**Task to carry out:** Each line that holds the string "React" counts once; say how many such lines there are and add nothing.

────────────────

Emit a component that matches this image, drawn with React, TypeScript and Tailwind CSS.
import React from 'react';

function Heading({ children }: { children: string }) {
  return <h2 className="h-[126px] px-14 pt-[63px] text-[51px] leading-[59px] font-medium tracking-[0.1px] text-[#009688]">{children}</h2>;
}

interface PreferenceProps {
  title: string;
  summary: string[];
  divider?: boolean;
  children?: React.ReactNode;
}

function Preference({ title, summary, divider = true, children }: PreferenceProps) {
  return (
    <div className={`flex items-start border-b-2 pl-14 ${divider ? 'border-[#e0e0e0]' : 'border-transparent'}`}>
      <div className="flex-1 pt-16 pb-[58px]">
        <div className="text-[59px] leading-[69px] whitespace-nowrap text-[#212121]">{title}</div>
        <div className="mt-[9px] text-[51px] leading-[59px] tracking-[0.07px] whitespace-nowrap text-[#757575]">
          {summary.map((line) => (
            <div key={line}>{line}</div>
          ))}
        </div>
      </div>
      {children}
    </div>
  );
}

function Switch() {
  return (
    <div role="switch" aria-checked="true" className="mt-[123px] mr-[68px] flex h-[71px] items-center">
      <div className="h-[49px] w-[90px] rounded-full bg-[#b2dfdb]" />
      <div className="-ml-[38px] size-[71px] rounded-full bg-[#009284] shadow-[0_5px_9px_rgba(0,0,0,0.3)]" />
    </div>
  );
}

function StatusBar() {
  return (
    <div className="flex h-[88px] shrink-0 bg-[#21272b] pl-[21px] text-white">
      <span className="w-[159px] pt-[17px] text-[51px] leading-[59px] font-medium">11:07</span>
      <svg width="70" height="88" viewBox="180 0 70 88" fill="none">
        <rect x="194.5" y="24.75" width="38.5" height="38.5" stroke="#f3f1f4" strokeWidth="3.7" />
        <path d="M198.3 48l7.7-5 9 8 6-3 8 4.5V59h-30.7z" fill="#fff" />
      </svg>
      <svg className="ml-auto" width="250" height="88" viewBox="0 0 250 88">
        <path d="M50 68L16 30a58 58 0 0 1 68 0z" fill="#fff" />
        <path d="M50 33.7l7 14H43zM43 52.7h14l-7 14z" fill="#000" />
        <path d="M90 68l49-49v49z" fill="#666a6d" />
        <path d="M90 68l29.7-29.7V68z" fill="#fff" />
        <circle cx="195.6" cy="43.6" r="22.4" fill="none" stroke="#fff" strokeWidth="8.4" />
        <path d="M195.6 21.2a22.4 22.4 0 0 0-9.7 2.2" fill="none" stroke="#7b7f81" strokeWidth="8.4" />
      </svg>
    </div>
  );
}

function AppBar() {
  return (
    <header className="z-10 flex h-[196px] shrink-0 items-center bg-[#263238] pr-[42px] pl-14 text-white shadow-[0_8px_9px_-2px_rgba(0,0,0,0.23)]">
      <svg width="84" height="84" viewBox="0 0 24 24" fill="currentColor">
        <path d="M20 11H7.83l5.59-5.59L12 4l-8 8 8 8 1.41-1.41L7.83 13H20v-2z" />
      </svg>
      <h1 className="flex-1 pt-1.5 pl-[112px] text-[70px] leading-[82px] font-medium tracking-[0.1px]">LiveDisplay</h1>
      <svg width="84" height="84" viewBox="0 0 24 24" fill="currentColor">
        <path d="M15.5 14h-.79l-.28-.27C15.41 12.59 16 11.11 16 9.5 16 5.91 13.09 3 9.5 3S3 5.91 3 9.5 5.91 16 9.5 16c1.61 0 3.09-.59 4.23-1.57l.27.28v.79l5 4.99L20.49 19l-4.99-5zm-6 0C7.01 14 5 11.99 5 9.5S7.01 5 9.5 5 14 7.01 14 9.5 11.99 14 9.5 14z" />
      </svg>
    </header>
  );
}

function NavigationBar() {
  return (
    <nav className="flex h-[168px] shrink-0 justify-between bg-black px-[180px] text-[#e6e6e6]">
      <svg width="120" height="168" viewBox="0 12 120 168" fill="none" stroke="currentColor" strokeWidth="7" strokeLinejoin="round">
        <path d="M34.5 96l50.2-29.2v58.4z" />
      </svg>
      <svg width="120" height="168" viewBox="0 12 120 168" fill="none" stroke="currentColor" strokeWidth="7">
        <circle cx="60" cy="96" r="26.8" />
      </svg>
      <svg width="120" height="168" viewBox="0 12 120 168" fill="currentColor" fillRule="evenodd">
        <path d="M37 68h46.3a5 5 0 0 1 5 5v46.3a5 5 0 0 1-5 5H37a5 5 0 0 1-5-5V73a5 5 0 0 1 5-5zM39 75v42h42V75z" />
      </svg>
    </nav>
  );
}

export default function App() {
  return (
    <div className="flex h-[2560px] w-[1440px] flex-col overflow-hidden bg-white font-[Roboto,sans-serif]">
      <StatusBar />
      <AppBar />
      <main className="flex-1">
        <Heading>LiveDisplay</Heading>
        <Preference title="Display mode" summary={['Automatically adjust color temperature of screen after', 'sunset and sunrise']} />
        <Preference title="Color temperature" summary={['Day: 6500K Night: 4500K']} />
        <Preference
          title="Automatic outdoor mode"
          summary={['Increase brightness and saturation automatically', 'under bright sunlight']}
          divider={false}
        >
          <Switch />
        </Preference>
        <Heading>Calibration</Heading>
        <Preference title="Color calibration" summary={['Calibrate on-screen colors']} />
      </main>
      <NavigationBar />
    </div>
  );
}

────────────────

**Answer to this problem:** 3